A: What do you think about Hillary Clinton’s emails and Benghazi?
Q: This is a question that is going to start a line of questions about so-called controversies that both the Democrats and Republicans use to go after each other. I am not an alchemist that specializes in taking manufactured bullshit and spinning it into gold. I do not wish to comment on falsehoods the two parties use to create polarized partisanship, because that does nothing for the political discussion in this nation. We need to stop this negative mentality of burning everything down we don’t agreement with, and start the practice of building up positive things that lay down the foundations of progress for our nation.
Q: So if you don’t think this “manufactured bullshit” is important, what national issues do you think are important?
A: Where do I start? I’ve already talked about ethics and government reform..Hmm…Let’s start on the education system, and work our way towards everything else.

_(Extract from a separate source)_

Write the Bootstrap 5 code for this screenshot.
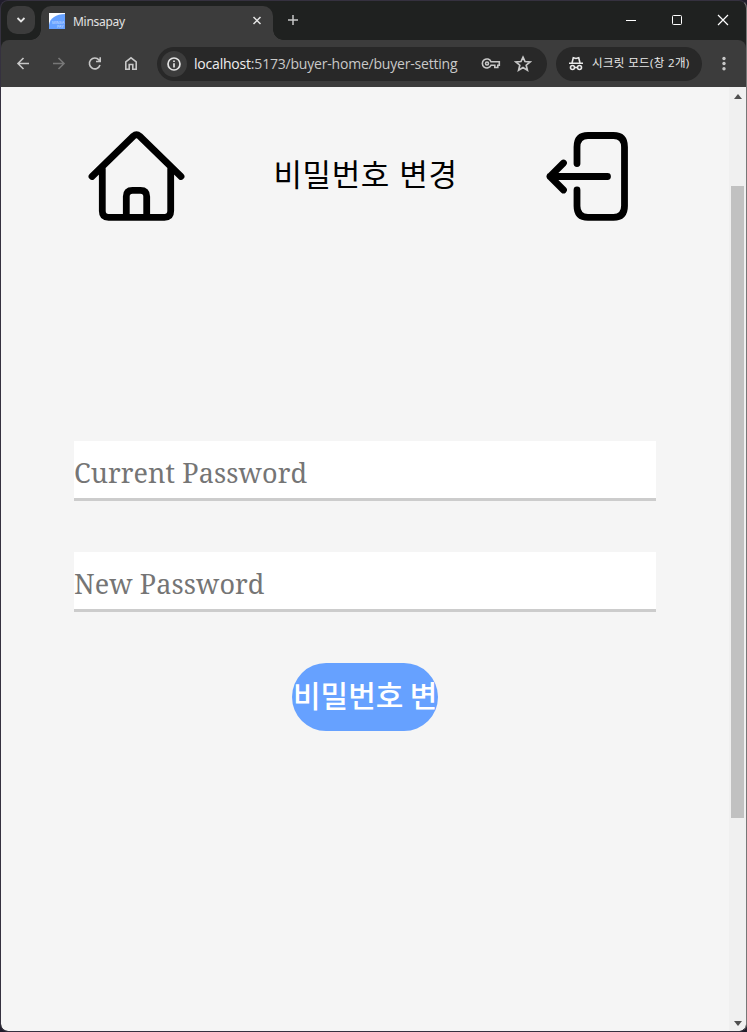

Any child in this nation should be able to attend any school, and get a world class primary education. Our educational levels have been slipping for decades compared to those in Europe. Common Core had a good foundation in regards to the idea of bringing every school to a level that delivers uniformed educations to all students. It failed in regards to deliverance, because it relies too heavily on standardized testing. No Student Left Behind compounds the conundrum by penalizing and takes money away from the schools that need it most.
Instead of using the federal Department of Education to dictate policy to local school boards, it should be reutilized in a supportive role. It should lend aide and help failing school districts, and find ways to focus on brining those districts up to higher standards.
Infrastructure is a big deal. Periodically a group of civil engineers gives American infrastructure a report card. Whenever we do this, we score poorly – especially when compared to our Western counterparts. We see a lot of infrastructure problems in the news, everything from collapsed bridges to undrinkable tap water in Flint. We could create thousands of jobs, and create demand for manufactured goods by rebuilding America’s infrastructure. People will scream “How do we pay for it! How do we pay for it!”. Paying for it is simple, we cut Wall Street subsidies and payouts, and use that money create Main Street jobs while rebuilding America.
Trade with China. Our trade imbalance with China is massive, and it’s only getting worse. One thing I will point out is how China is dumping steel into US Markets. Another is how you can order a .77 cent trinket on Ebay from China, and they can ship it free of charge to your doorstep. The Chinese have excelled at dumping goods into the American market so well, that they have cut out American middlemen like Wal-Mart.
Trade with South and Central America is also something we should look at. Before the Central America Free Trade Agreement, the United States had a trade surplus in Central and South America, and now we have a growing deficit with both regions.
The tax system has to be reworked. We have a tax system that lawyers and specialists have a hard time understanding. We need to cut out the loopholes, create uniform tax rates, and even the playing field for the middle class and small businesses. We are giving to many special interest tax cuts paid for by taxing the middle class. Even Billionaires like Warren Buffet and Bill Gates are saying their tax rates are unfair for the middle class.